When you read memoirs written by politicians, media stars, business moguls or sporting heroes, you know that you are being told only what the writer wants you to hear. It is easy to hide embarrassing episodes or less attractive aspects of character either by omission or by selective retelling. (Gerry Adams could run masterclasses in this.) Bono chose a different route: opening himself through a series of conversations with a trusted journalist—not interviews in the conventional sense, but more like two old friends switching off from their daily lives and sitting down to easy introspection over a mellowing wine.
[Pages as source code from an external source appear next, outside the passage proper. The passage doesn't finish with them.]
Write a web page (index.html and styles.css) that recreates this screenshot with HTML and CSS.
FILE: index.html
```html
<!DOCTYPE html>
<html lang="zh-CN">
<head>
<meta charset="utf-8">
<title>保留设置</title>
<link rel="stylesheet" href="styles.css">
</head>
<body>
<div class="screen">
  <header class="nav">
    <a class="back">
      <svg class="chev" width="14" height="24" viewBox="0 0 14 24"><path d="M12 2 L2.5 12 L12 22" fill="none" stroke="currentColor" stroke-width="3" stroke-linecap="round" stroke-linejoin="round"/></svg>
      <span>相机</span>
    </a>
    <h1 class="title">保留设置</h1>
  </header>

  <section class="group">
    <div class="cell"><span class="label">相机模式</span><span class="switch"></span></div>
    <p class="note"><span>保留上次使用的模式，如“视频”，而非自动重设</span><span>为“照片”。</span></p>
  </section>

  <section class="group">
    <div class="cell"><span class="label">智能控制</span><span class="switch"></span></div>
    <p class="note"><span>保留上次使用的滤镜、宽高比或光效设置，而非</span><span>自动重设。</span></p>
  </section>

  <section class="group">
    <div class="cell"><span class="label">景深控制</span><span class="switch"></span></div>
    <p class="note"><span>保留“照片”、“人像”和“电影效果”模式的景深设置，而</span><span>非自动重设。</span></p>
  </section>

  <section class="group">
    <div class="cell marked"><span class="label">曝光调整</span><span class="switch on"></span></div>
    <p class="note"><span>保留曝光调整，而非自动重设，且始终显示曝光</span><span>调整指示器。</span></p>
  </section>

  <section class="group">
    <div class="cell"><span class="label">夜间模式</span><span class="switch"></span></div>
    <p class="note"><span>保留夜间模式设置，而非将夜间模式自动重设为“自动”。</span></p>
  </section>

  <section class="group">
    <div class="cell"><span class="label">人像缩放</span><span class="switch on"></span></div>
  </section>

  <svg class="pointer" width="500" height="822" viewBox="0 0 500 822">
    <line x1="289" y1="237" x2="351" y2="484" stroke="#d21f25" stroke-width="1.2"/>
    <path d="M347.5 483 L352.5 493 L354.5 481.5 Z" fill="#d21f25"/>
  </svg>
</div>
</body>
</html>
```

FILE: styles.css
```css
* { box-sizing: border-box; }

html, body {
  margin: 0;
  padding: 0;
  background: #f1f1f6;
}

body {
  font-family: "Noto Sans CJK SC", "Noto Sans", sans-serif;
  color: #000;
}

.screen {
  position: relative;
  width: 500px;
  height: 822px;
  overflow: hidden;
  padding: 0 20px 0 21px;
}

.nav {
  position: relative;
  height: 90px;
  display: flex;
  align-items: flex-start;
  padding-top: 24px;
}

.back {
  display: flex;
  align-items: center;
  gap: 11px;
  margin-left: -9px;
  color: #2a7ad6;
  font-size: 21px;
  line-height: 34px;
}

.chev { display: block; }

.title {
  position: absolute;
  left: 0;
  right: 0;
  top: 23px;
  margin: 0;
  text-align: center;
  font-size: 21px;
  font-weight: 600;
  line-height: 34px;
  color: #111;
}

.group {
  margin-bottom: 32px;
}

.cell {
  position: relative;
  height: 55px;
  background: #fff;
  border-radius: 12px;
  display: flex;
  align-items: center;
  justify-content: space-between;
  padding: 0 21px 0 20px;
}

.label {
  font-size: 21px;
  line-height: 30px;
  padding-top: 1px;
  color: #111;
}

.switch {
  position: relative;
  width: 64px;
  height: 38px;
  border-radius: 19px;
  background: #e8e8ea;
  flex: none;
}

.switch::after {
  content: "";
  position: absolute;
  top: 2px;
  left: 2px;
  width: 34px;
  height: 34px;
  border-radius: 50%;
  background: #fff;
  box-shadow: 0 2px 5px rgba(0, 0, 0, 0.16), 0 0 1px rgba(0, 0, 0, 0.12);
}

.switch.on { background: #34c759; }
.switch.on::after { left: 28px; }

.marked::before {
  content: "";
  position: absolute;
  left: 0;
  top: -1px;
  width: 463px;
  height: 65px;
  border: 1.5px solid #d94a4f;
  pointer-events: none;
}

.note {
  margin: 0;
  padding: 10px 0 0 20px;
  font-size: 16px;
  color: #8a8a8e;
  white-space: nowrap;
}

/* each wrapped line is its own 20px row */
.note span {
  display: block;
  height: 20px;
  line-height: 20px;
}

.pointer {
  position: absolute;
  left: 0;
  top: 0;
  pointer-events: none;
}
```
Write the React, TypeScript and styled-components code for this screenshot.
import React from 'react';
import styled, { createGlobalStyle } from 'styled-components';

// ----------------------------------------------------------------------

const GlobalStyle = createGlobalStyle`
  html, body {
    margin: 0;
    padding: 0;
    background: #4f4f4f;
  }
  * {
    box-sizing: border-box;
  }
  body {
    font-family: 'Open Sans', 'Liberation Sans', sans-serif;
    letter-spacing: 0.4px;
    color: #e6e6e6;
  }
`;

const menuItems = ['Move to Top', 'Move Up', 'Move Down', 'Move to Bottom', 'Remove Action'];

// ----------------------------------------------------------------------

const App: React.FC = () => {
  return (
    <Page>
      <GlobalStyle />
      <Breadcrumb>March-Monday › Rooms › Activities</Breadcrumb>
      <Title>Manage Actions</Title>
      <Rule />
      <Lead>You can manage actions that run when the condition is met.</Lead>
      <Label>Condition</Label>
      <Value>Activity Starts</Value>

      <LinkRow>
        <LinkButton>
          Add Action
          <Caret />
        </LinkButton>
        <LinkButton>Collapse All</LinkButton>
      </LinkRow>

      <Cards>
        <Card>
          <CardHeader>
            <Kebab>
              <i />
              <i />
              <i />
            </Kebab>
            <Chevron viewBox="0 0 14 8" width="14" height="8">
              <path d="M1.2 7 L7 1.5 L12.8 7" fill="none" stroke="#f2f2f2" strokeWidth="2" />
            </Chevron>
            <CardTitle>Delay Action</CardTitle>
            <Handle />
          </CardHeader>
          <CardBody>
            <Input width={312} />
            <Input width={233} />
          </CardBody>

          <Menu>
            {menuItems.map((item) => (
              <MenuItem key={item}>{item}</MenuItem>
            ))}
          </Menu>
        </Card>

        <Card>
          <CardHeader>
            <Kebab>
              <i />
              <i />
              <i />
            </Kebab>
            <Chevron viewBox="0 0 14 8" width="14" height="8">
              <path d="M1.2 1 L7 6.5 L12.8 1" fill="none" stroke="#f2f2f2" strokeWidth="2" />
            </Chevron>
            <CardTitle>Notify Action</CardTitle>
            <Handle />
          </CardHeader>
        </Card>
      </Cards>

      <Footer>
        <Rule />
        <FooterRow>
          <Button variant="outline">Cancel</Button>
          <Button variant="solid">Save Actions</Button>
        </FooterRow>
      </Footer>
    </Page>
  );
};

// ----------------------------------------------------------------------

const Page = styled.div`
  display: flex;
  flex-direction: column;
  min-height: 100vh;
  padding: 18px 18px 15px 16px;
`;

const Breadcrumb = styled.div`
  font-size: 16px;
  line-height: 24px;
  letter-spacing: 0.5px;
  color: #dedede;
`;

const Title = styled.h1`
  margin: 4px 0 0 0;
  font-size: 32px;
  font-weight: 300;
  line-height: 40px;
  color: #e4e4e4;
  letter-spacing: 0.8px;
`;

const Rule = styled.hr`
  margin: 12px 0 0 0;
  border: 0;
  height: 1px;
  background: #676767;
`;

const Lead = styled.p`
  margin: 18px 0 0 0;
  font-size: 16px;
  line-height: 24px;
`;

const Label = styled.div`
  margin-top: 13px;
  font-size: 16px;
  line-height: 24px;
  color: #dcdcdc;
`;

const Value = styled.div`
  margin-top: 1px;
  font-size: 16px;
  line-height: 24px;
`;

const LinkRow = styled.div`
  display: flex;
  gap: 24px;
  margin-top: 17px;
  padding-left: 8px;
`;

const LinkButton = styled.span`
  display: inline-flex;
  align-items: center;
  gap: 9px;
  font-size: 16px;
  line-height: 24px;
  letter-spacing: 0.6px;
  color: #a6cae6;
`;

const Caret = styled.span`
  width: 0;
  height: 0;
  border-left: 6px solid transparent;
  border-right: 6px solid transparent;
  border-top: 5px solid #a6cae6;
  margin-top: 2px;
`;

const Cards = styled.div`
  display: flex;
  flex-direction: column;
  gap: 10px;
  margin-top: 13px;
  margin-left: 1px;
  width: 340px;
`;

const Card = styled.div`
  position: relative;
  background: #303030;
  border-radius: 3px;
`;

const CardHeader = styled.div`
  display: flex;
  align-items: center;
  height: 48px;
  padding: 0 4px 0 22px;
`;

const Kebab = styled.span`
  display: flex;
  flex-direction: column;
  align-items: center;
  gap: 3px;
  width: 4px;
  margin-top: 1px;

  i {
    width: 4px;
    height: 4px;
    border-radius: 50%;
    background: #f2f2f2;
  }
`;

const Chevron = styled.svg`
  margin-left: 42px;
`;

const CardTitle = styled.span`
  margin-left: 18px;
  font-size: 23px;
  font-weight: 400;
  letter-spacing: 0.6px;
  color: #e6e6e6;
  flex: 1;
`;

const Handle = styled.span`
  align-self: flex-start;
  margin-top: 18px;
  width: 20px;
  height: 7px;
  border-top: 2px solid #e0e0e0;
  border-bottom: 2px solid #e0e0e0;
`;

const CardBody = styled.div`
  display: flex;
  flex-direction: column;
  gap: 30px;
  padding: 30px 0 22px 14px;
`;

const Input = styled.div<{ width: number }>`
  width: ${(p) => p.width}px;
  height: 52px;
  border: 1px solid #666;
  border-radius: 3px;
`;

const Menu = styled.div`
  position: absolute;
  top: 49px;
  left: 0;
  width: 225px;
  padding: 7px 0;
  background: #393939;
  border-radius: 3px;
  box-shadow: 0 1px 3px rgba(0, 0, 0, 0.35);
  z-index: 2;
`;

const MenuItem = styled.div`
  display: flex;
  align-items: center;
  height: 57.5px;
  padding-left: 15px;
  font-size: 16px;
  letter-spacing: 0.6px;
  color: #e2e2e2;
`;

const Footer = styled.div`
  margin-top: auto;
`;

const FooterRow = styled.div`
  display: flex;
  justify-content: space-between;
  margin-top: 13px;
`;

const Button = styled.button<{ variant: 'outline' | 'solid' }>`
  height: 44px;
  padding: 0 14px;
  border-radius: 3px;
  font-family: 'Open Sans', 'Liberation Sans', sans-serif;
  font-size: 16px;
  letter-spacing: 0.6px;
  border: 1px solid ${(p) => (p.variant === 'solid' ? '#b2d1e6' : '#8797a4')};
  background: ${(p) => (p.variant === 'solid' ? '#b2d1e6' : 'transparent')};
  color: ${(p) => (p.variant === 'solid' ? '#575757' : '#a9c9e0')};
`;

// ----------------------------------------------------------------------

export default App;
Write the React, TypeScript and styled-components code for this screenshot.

The result is quite enthralling. As in any conversation between friends, some of the result is trivial and mundane, but the overall effect is deeply touching. I was going to use the word profound, but even a reviewer is conscious that the person in question is frontman for an extravagantly successful, decibel-loving pop band, wealthy beyond imagining, one of the half-dozen most recognised people on the planet. People like that are not supposed to do profound.
Yet, again and again, the reader is pulled up short as the words demand to be re-read. Take an example. As a young man, Bono was part of a group—sect would be too strong a word—involved in close study of the Bible. He is asked how he can square the bellicose God of the Old Testament with his ideas on peace and love. It is worth quoting his reply in full:
There is nothing hippie about my picture of Christ. The Gospels paint a picture of a very demanding, sometimes divisive love, but love it is. I accept the Old Testament as more of an action movie: blood, car chases, evacuations, a lot of special effects, seas dividing, mass murder, adultery.
The children of God are running amok, wayward. Maybe that’s why they are so relatable. But the way we would see it, those of us who are trying to figure out our Christian conundrum, is that the God of the Old Testament is like the journey from stern father to friend. With Christ, we have access in a one-to-one relationship, for, as in the Old Testament, it was more one of worship and awe, a vertical relationship. The New Testament, on the other hand, we look across at Jesus who looks familiar, horizontal. The combination is what makes the Cross.